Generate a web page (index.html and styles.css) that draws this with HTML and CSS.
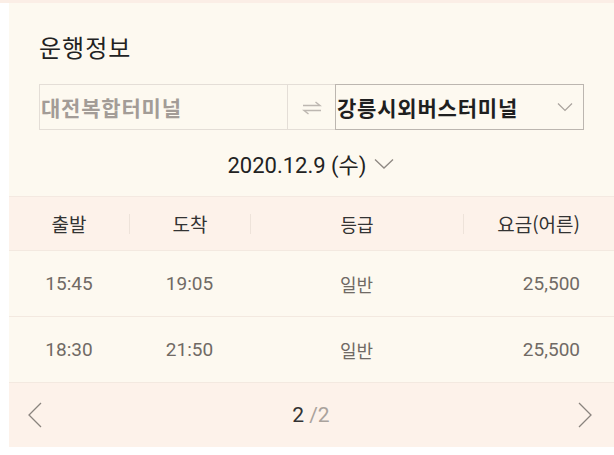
FILE: index.html
```html
<!DOCTYPE html>
<html lang="ko">
<head>
    <meta charset="UTF-8">
    <meta name="viewport" content="width=device-width, initial-scale=1.0">
    <title>운행정보</title>
    <link rel="stylesheet" href="styles.css">
</head>
<body>
    <div class="top-strip"></div>
    <div class="panel">
        <h2 class="title">운행정보</h2>

        <div class="route">
            <div class="route-from">대전복합터미널</div>
            <div class="route-swap">
                <svg width="20" height="14" viewBox="0 0 20 14" fill="none" stroke="#bdb7b1" stroke-width="1.4">
                    <path d="M1 4.5H18L13.5 1"/>
                    <path d="M19 9.5H2L6.5 13"/>
                </svg>
            </div>
            <div class="route-to">
                <span>강릉시외버스터미널</span>
                <svg width="16" height="10" viewBox="0 0 16 10" fill="none" stroke="#a9a39d" stroke-width="1.2">
                    <path d="M1 1.5L8 8.5L15 1.5"/>
                </svg>
            </div>
        </div>

        <div class="date">
            <span>2020.12.9 (수)</span>
            <svg width="20" height="12" viewBox="0 0 20 12" fill="none" stroke="#8f8983" stroke-width="1.3">
                <path d="M1 1.5L10 10L19 1.5"/>
            </svg>
        </div>

        <div class="table">
            <div class="row head">
                <div class="cell c1">출발</div>
                <div class="cell c2">도착</div>
                <div class="cell c3">등급</div>
                <div class="cell c4">요금(어른)</div>
            </div>
            <div class="row">
                <div class="cell c1">15:45</div>
                <div class="cell c2">19:05</div>
                <div class="cell c3">일반</div>
                <div class="cell c4">25,500</div>
            </div>
            <div class="row">
                <div class="cell c1">18:30</div>
                <div class="cell c2">21:50</div>
                <div class="cell c3">일반</div>
                <div class="cell c4">25,500</div>
            </div>
        </div>

        <div class="pager">
            <svg width="14" height="26" viewBox="0 0 14 26" fill="none" stroke="#8a847e" stroke-width="1.3">
                <path d="M13 1L1 13L13 25"/>
            </svg>
            <div class="page-num"><span class="current">2</span><span class="total">/2</span></div>
            <svg width="14" height="26" viewBox="0 0 14 26" fill="none" stroke="#8a847e" stroke-width="1.3">
                <path d="M1 1L13 13L1 25"/>
            </svg>
        </div>
    </div>
</body>
</html>
```

FILE: styles.css
```css
* {
    margin: 0;
    padding: 0;
    box-sizing: border-box;
}

body {
    background-color: #ffffff;
    font-family: Roboto, 'Noto Sans CJK KR', sans-serif;
    color: #222;
}

.top-strip {
    height: 3px;
    background-color: #fbeee6;
}

.panel {
    margin-left: 9px;
    background-color: #fdf9f0;
}

.title {
    font-family: 'Noto Sans CJK KR', sans-serif;
    font-size: 24px;
    font-weight: 400;
    letter-spacing: 1px;
    color: #222;
    padding: 28px 0 0 30px;
    line-height: 32px;
}

.route {
    display: flex;
    margin: 21px 0 0 30px;
    height: 46px;
    width: 545px;
}

.route-from {
    width: 248px;
    border: 1px solid #e4ded7;
    border-right: none;
    font-family: 'Noto Sans CJK KR', sans-serif;
    font-weight: 700;
    font-size: 21px;
    letter-spacing: 0.8px;
    color: #a39c97;
    padding-left: 1px;
    display: flex;
    align-items: center;
}

.route-swap {
    width: 49px;
    border: 1px solid #e4ded7;
    display: flex;
    align-items: center;
    justify-content: center;
    padding-top: 2px;
}

.route-to {
    flex: 1;
    border: 1px solid #bcb6b0;
    margin-left: -1px;
    font-family: 'Noto Sans CJK KR', sans-serif;
    font-weight: 700;
    font-size: 21px;
    letter-spacing: 0.8px;
    color: #1f1f1f;
    display: flex;
    align-items: center;
    justify-content: space-between;
    padding: 0 10px 0 1px;
}

.date {
    display: flex;
    justify-content: center;
    align-items: center;
    gap: 7px;
    height: 66px;
    font-size: 22px;
    color: #222;
    padding-right: 2px;
}

.date svg {
    margin-top: 1px;
}

.table {
    border-top: 1px solid #f4e9e1;
}

.row {
    display: grid;
    grid-template-columns: 120px 121px 213px 1fr;
    align-items: center;
    height: 66px;
    border-bottom: 1px solid #f3e9e0;
    font-size: 19px;
    color: #706a65;
}

.row.head {
    height: 54px;
    background-color: #fdf2ea;
    color: #333;
    font-family: 'Noto Sans CJK KR', sans-serif;
    font-size: 19px;
}

.cell {
    text-align: center;
}

.cell.c3 {
    font-family: 'Noto Sans CJK KR', sans-serif;
    font-size: 18px;
}

.cell.c4 {
    text-align: right;
    padding-right: 34px;
}

.row.head .cell {
    border-left: 1px solid #eee3da;
    line-height: 20px;
}

.row.head .cell.c1 {
    border-left: none;
}

.pager {
    display: flex;
    align-items: center;
    justify-content: space-between;
    height: 64px;
    background-color: #fdf2ea;
    padding: 0 22px 0 19px;
}

.page-num {
    font-size: 21px;
    padding-left: 2px;
}

.current {
    color: #333;
}

.total {
    color: #aaa39d;
    margin-left: 5px;
}
```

§

Written task:
Copy out every line of the data that includes "styles".

Right answer:
Generate a web page (index.html and styles.css) that draws this with HTML and CSS.
    <link rel="stylesheet" href="styles.css">
FILE: styles.css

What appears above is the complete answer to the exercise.